■ **Recorded information**:
_ _ _ _ _ _ _

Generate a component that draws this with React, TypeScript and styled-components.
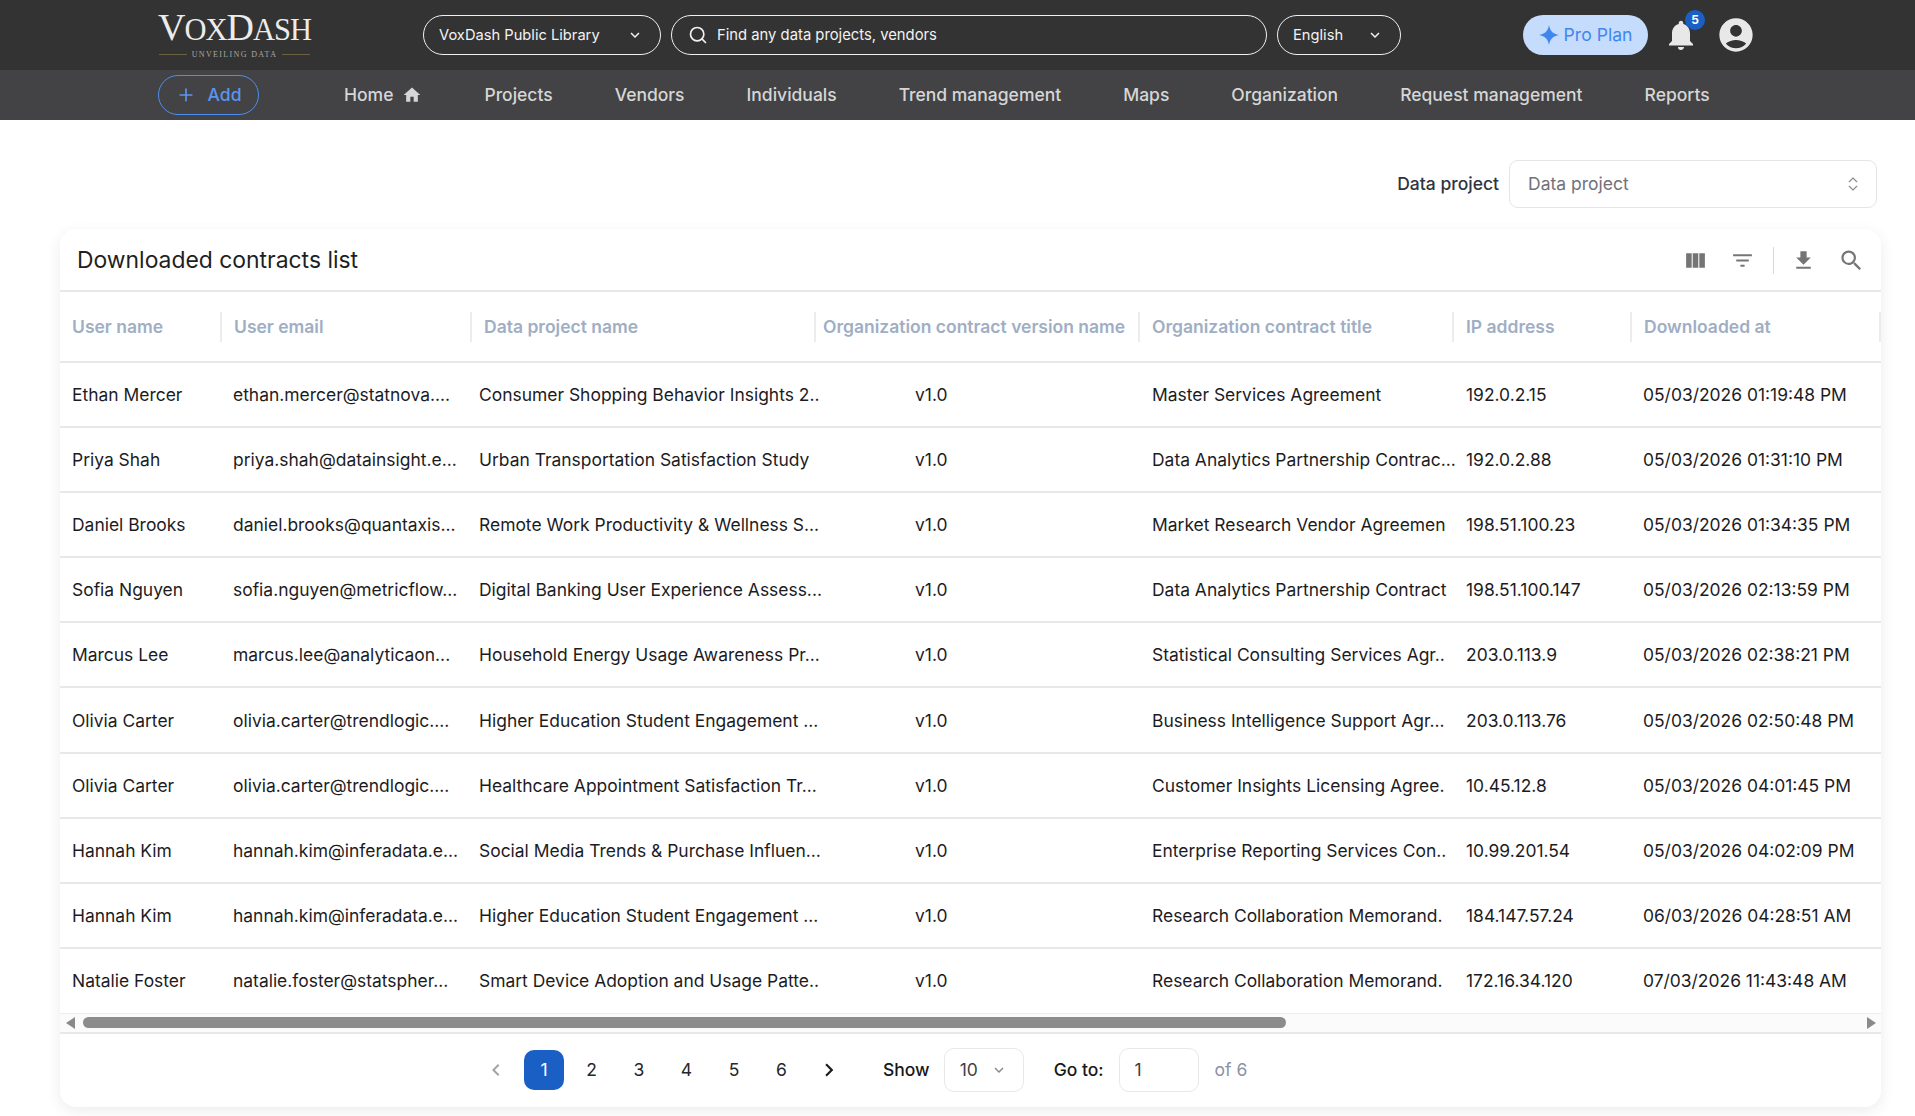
import React from 'react';
import styled, { createGlobalStyle } from 'styled-components';
import { MdViewColumn, MdFilterList, MdFileDownload, MdSearch, MdHome, MdNotifications, MdAccountCircle, MdKeyboardArrowDown, MdChevronLeft, MdChevronRight } from 'react-icons/md';
import { LuSearch, LuPlus, LuChevronsUpDown } from 'react-icons/lu';

const GlobalStyle = createGlobalStyle`
  html, body {
    margin: 0;
    padding: 0;
    background: #fff;
    font-family: Inter, "Liberation Sans", sans-serif;
    overflow: hidden;
  }
  * { box-sizing: border-box; }
`;

const Page = styled.div`
  width: 1915px;
  height: 1116px;
  display: flex;
  flex-direction: column;
`;

const TopBar = styled.header`
  height: 70px;
  background: #333333;
  display: flex;
  align-items: center;
  padding: 0 0 1px 158px;
`;

const Logo = styled.div`
  width: 265px;
  display: flex;
  flex-direction: column;
  color: #ececec;
`;

const LogoName = styled.div`
  font-family: "Liberation Serif", serif;
  font-size: 38px;
  line-height: 32px;
  letter-spacing: -1px;
  white-space: nowrap;

  small {
    font-size: 30.5px;
  }
`;

const LogoTag = styled.div`
  width: 153px;
  margin-top: 4px;
  display: flex;
  align-items: center;
  justify-content: center;
  gap: 5px;
  font-family: "Liberation Serif", serif;
  font-size: 8px;
  letter-spacing: 1.35px;
  color: #a8a8a8;
  white-space: nowrap;

  &::before, &::after {
    content: '';
    width: 28px;
    height: 1px;
    background: #6d5f42;
  }
`;

const PillSelect = styled.div<{ $w: number }>`
  width: ${({ $w }) => $w}px;
  height: 40px;
  margin-right: 10px;
  border: 1px solid #f0f0f0;
  border-radius: 20px;
  display: flex;
  align-items: center;
  justify-content: space-between;
  padding: 0 16px 0 15px;
  color: #f2f2f2;
  font-size: 14.7px;
  white-space: nowrap;
`;

const SearchBox = styled.div`
  width: 596px;
  height: 40px;
  margin-right: 10px;
  border: 1px solid #f0f0f0;
  border-radius: 20px;
  display: flex;
  align-items: center;
  gap: 9px;
  padding: 0 16px;
  color: #f2f2f2;
  font-size: 14.8px;
`;

const ProPlan = styled.div`
  width: 125px;
  height: 40px;
  margin-left: 112px;
  border-radius: 20px;
  background: #c6dcfd;
  color: #3f86ee;
  display: flex;
  align-items: center;
  justify-content: center;
  gap: 5px;
  font-size: 17.6px;
  font-weight: 400;
`;

const BellWrap = styled.div`
  position: relative;
  width: 36px;
  height: 36px;
  margin-left: 15px;
  color: #e8e8e8;
`;

const Badge = styled.span`
  position: absolute;
  top: -7px;
  right: -6px;
  width: 20px;
  height: 20px;
  border-radius: 50%;
  background: #1a5fc4;
  color: #fff;
  font-size: 12px;
  font-weight: 700;
  display: flex;
  align-items: center;
  justify-content: center;
`;

const Avatar = styled.div`
  width: 40px;
  height: 40px;
  margin-left: 17px;
  color: #e8e8e8;
`;

const NavBar = styled.nav`
  height: 50px;
  background: #434345;
  display: flex;
  align-items: center;
  padding-left: 158px;
  gap: 62px;
`;

const AddButton = styled.div`
  width: 101px;
  height: 40px;
  margin-right: 23px;
  padding-bottom: 1px;
  border: 1px solid #4c8ef0;
  border-radius: 20px;
  color: #5b95ef;
  display: flex;
  align-items: center;
  justify-content: center;
  gap: 12px;
  font-size: 17.5px;
  font-weight: 500;
`;

const NavItem = styled.div`
  display: flex;
  align-items: center;
  gap: 9px;
  padding-bottom: 1px;
  color: #d6d6d6;
  font-size: 17.5px;
  font-weight: 500;
  white-space: nowrap;
`;

const FilterRow = styled.div`
  height: 109px;
  flex-shrink: 0;
  display: flex;
  align-items: flex-start;
  justify-content: flex-end;
  gap: 10px;
  padding: 40px 38px 0 0;
`;

const FilterLabel = styled.label`
  line-height: 48px;
  font-size: 17.5px;
  font-weight: 500;
  color: #2e3440;
`;

const FilterSelect = styled.div`
  width: 368px;
  height: 48px;
  border: 1px solid #e4e4e7;
  border-radius: 9px;
  display: flex;
  align-items: center;
  justify-content: space-between;
  padding: 0 14px 1px 18px;
  color: #71717a;
  font-size: 17.5px;
`;

const Card = styled.section`
  width: 1821px;
  height: 878px;
  margin-left: 60px;
  border-radius: 16px;
  background: #fff;
  box-shadow: 0 4px 14px rgba(60, 70, 90, 0.1);
  display: flex;
  flex-direction: column;
`;

const CardHeader = styled.div`
  height: 63px;
  flex-shrink: 0;
  display: flex;
  align-items: center;
  justify-content: space-between;
  padding: 1px 16px 0 17px;
  border-bottom: 2px solid #e8e8ea;
`;

const CardTitle = styled.h2`
  margin: 0;
  font-size: 22.9px;
  font-weight: 400;
  color: #1f1f23;
`;

const Tools = styled.div`
  display: flex;
  align-items: center;
  color: #757575;
`;

const ToolButton = styled.span<{ $mr: number }>`
  display: flex;
  margin-right: ${({ $mr }) => $mr}px;
`;

const ToolSep = styled.span`
  width: 1px;
  height: 27px;
  background: #d8d8d8;
  margin-right: 17px;
`;

const Table = styled.table`
  width: 1821px;
  table-layout: fixed;
  border-collapse: collapse;
`;

const Col = styled.col<{ $w: number }>`
  width: ${({ $w }) => $w}px;
`;

const Th = styled.th`
  height: 70px;
  padding: 0;
  border-bottom: 2px solid #e8e8ea;
  text-align: left;
  font-size: 17.5px;
  font-weight: 600;
  color: #a0aec4;
  white-space: nowrap;
`;

const ThLabel = styled.div`
  height: 30px;
  display: flex;
  align-items: center;
  padding-left: 12px;
  border-left: 2px solid #ececee;

  ${Th}:first-child & {
    border-left: none;
    padding-left: 12px;
  }
  ${Th}:nth-child(4) & {
    padding-left: 7px;
  }
  ${Th}:last-child & {
    border-right: 2px solid #ececee;
  }
`;

const Td = styled.td`
  height: 65.1px;
  padding: 0 0 0 13px;
  border-bottom: 2px solid #e8e8ea;
  font-size: 17.45px;
  color: #1c1c1f;
  white-space: nowrap;

  &:first-child { padding-left: 12px; }
  &:nth-child(3) { padding-left: 9px; }
  &:nth-child(4) { padding-left: 101px; }
  &:nth-child(5), &:nth-child(6) { padding-left: 14px; }

  tr:last-child & {
    height: 65px;
    border-bottom: none;
  }
`;

const ScrollBar = styled.div`
  height: 21px;
  flex-shrink: 0;
  display: flex;
  align-items: center;
  justify-content: space-between;
  padding: 0 5px 0 6px;
  background: #fbfbfb;
  border-top: 1px solid #eeeeee;
  border-bottom: 2px solid #e8e8ea;
`;

const ScrollArrow = styled.span<{ $right?: boolean }>`
  width: 0;
  height: 0;
  border-top: 6px solid transparent;
  border-bottom: 6px solid transparent;
  ${({ $right }) => ($right ? 'border-left: 9px solid #8a8a8a;' : 'border-right: 9px solid #8a8a8a;')}
`;

const ScrollThumb = styled.div`
  width: 1203px;
  height: 11px;
  margin-left: 8px;
  margin-right: auto;
  border-radius: 6px;
  background: #8c8c8c;
`;

const Footer = styled.div`
  flex: 1;
  display: flex;
  align-items: center;
  padding: 0 0 1px 416px;
`;

const PageArrow = styled.button<{ $muted?: boolean }>`
  width: 40px;
  height: 40px;
  padding: 0;
  margin-left: ${({ $muted }) => ($muted ? '0' : '7.5px')};
  border: none;
  background: none;
  display: flex;
  align-items: center;
  justify-content: center;
  color: ${({ $muted }) => ($muted ? '#a3a3a3' : '#1c1c1f')};
`;

const PageButton = styled.button<{ $active?: boolean }>`
  width: 40px;
  height: 40px;
  padding: 0;
  margin-left: ${({ $active }) => ($active ? '8px' : '7.5px')};
  border: none;
  border-radius: 10px;
  font-family: inherit;
  font-size: 17.5px;
  background: ${({ $active }) => ($active ? '#1a5fc4' : 'transparent')};
  color: ${({ $active }) => ($active ? '#fff' : '#27272a')};
`;

const PagerLabel = styled.span<{ $ml: number }>`
  margin-left: ${({ $ml }) => $ml}px;
  font-size: 17.5px;
  font-weight: 500;
  color: #18181b;
`;

const PagerBox = styled.div<{ $ml: number }>`
  width: 80px;
  height: 44px;
  margin-left: ${({ $ml }) => $ml}px;
  border: 1px solid #e8e8ec;
  border-radius: 10px;
  display: flex;
  align-items: center;
  justify-content: space-between;
  padding: 0 15px;
  font-size: 17.5px;
  color: #3f3f46;
`;

const PagerTotal = styled.span`
  margin-left: 16px;
  font-size: 17.5px;
  color: #8a94a6;
`;

const columns = [160, 250, 344, 324, 314, 178, 251];
const heads = ['User name', 'User email', 'Data project name', 'Organization contract version name', 'Organization contract title', 'IP address', 'Downloaded at'];

const rows = [
  ['Ethan Mercer', 'ethan.mercer@statnova....', 'Consumer Shopping Behavior Insights 2..', 'Master Services Agreement', '192.0.2.15', '05/03/2026 01:19:48 PM'],
  ['Priya Shah', 'priya.shah@datainsight.e...', 'Urban Transportation Satisfaction Study', 'Data Analytics Partnership Contrac...', '192.0.2.88', '05/03/2026 01:31:10 PM'],
  ['Daniel Brooks', 'daniel.brooks@quantaxis...', 'Remote Work Productivity & Wellness S...', 'Market Research Vendor Agreemen', '198.51.100.23', '05/03/2026 01:34:35 PM'],
  ['Sofia Nguyen', 'sofia.nguyen@metricflow...', 'Digital Banking User Experience Assess...', 'Data Analytics Partnership Contract', '198.51.100.147', '05/03/2026 02:13:59 PM'],
  ['Marcus Lee', 'marcus.lee@analyticaon...', 'Household Energy Usage Awareness Pr...', 'Statistical Consulting Services Agr..', '203.0.113.9', '05/03/2026 02:38:21 PM'],
  ['Olivia Carter', 'olivia.carter@trendlogic....', 'Higher Education Student Engagement ...', 'Business Intelligence Support Agr...', '203.0.113.76', '05/03/2026 02:50:48 PM'],
  ['Olivia Carter', 'olivia.carter@trendlogic....', 'Healthcare Appointment Satisfaction Tr...', 'Customer Insights Licensing Agree.', '10.45.12.8', '05/03/2026 04:01:45 PM'],
  ['Hannah Kim', 'hannah.kim@inferadata.e...', 'Social Media Trends & Purchase Influen...', 'Enterprise Reporting Services Con..', '10.99.201.54', '05/03/2026 04:02:09 PM'],
  ['Hannah Kim', 'hannah.kim@inferadata.e...', 'Higher Education Student Engagement ...', 'Research Collaboration Memorand.', '184.147.57.24', '06/03/2026 04:28:51 AM'],
  ['Natalie Foster', 'natalie.foster@statspher...', 'Smart Device Adoption and Usage Patte..', 'Research Collaboration Memorand.', '172.16.34.120', '07/03/2026 11:43:48 AM'],
];

const navItems = ['Projects', 'Vendors', 'Individuals', 'Trend management', 'Maps', 'Organization', 'Request management', 'Reports'];

const Spark = () => (
  <svg width="20" height="20" viewBox="0 0 20 20" fill="currentColor">
    <path d="M10 0 C11 6 14 9 20 10 C14 11 11 14 10 20 C9 14 6 11 0 10 C6 9 9 6 10 0 Z" />
  </svg>
);

const App: React.FC = () => {
  return (
    <Page>
      <GlobalStyle />
      <TopBar>
        <Logo>
          <LogoName>V<small>OX</small>D<small>ASH</small></LogoName>
          <LogoTag>UNVEILING DATA</LogoTag>
        </Logo>
        <PillSelect $w={238}>
          VoxDash Public Library
          <MdKeyboardArrowDown size={18} />
        </PillSelect>
        <SearchBox>
          <LuSearch size={20} />
          Find any data projects, vendors
        </SearchBox>
        <PillSelect $w={124}>
          English
          <MdKeyboardArrowDown size={18} />
        </PillSelect>
        <ProPlan>
          <Spark />
          Pro Plan
        </ProPlan>
        <BellWrap>
          <MdNotifications size={36} />
          <Badge>5</Badge>
        </BellWrap>
        <Avatar>
          <MdAccountCircle size={40} />
        </Avatar>
      </TopBar>
      <NavBar>
        <AddButton>
          <LuPlus size={20} />
          Add
        </AddButton>
        <NavItem>
          Home
          <MdHome size={20} />
        </NavItem>
        {navItems.map((item) => (
          <NavItem key={item}>{item}</NavItem>
        ))}
      </NavBar>
      <FilterRow>
        <FilterLabel>Data project</FilterLabel>
        <FilterSelect>
          Data project
          <LuChevronsUpDown size={18} color="#8a8a92" strokeWidth={1.5} />
        </FilterSelect>
      </FilterRow>
      <Card>
        <CardHeader>
          <CardTitle>Downloaded contracts list</CardTitle>
          <Tools>
            <ToolButton $mr={22}><MdViewColumn size={25} /></ToolButton>
            <ToolButton $mr={18}><MdFilterList size={25} /></ToolButton>
            <ToolSep />
            <ToolButton $mr={22}><MdFileDownload size={25} /></ToolButton>
            <ToolButton $mr={0}><MdSearch size={27} /></ToolButton>
          </Tools>
        </CardHeader>
        <Table>
          <colgroup>
            {columns.map((w, i) => (
              <Col key={i} $w={w} />
            ))}
          </colgroup>
          <thead>
            <tr>
              {heads.map((h) => (
                <Th key={h}>
                  <ThLabel>{h}</ThLabel>
                </Th>
              ))}
            </tr>
          </thead>
          <tbody>
            {rows.map((r, i) => (
              <tr key={i}>
                <Td>{r[0]}</Td>
                <Td>{r[1]}</Td>
                <Td>{r[2]}</Td>
                <Td>v1.0</Td>
                <Td>{r[3]}</Td>
                <Td>{r[4]}</Td>
                <Td>{r[5]}</Td>
              </tr>
            ))}
          </tbody>
        </Table>
        <ScrollBar>
          <ScrollArrow />
          <ScrollThumb />
          <ScrollArrow $right />
        </ScrollBar>
        <Footer>
          <PageArrow $muted><MdChevronLeft size={24} /></PageArrow>
          {[1, 2, 3, 4, 5, 6].map((n) => (
            <PageButton key={n} $active={n === 1}>{n}</PageButton>
          ))}
          <PageArrow><MdChevronRight size={26} /></PageArrow>
          <PagerLabel $ml={34}>Show</PagerLabel>
          <PagerBox $ml={14}>
            10
            <MdKeyboardArrowDown size={18} color="#8a8a92" />
          </PagerBox>
          <PagerLabel $ml={30}>Go to:</PagerLabel>
          <PagerBox $ml={15}>1</PagerBox>
          <PagerTotal>of 6</PagerTotal>
        </Footer>
      </Card>
    </Page>
  );
};

export default App;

_ _ _ _ _ _ _

■ **Exercise requirements**:
The lines from the start of the data through the line that contains "LuSearch, LuPlus, LuChevronsUpDown" are to be returned exactly, please, with both ends included and every picture left out.

■ **Task result**:
Generate a component that draws this with React, TypeScript and styled-components.
import React from 'react';
import styled, { createGlobalStyle } from 'styled-components';
import { MdViewColumn, MdFilterList, MdFileDownload, MdSearch, MdHome, MdNotifications, MdAccountCircle, MdKeyboardArrowDown, MdChevronLeft, MdChevronRight } from 'react-icons/md';
import { LuSearch, LuPlus, LuChevronsUpDown } from 'react-icons/lu';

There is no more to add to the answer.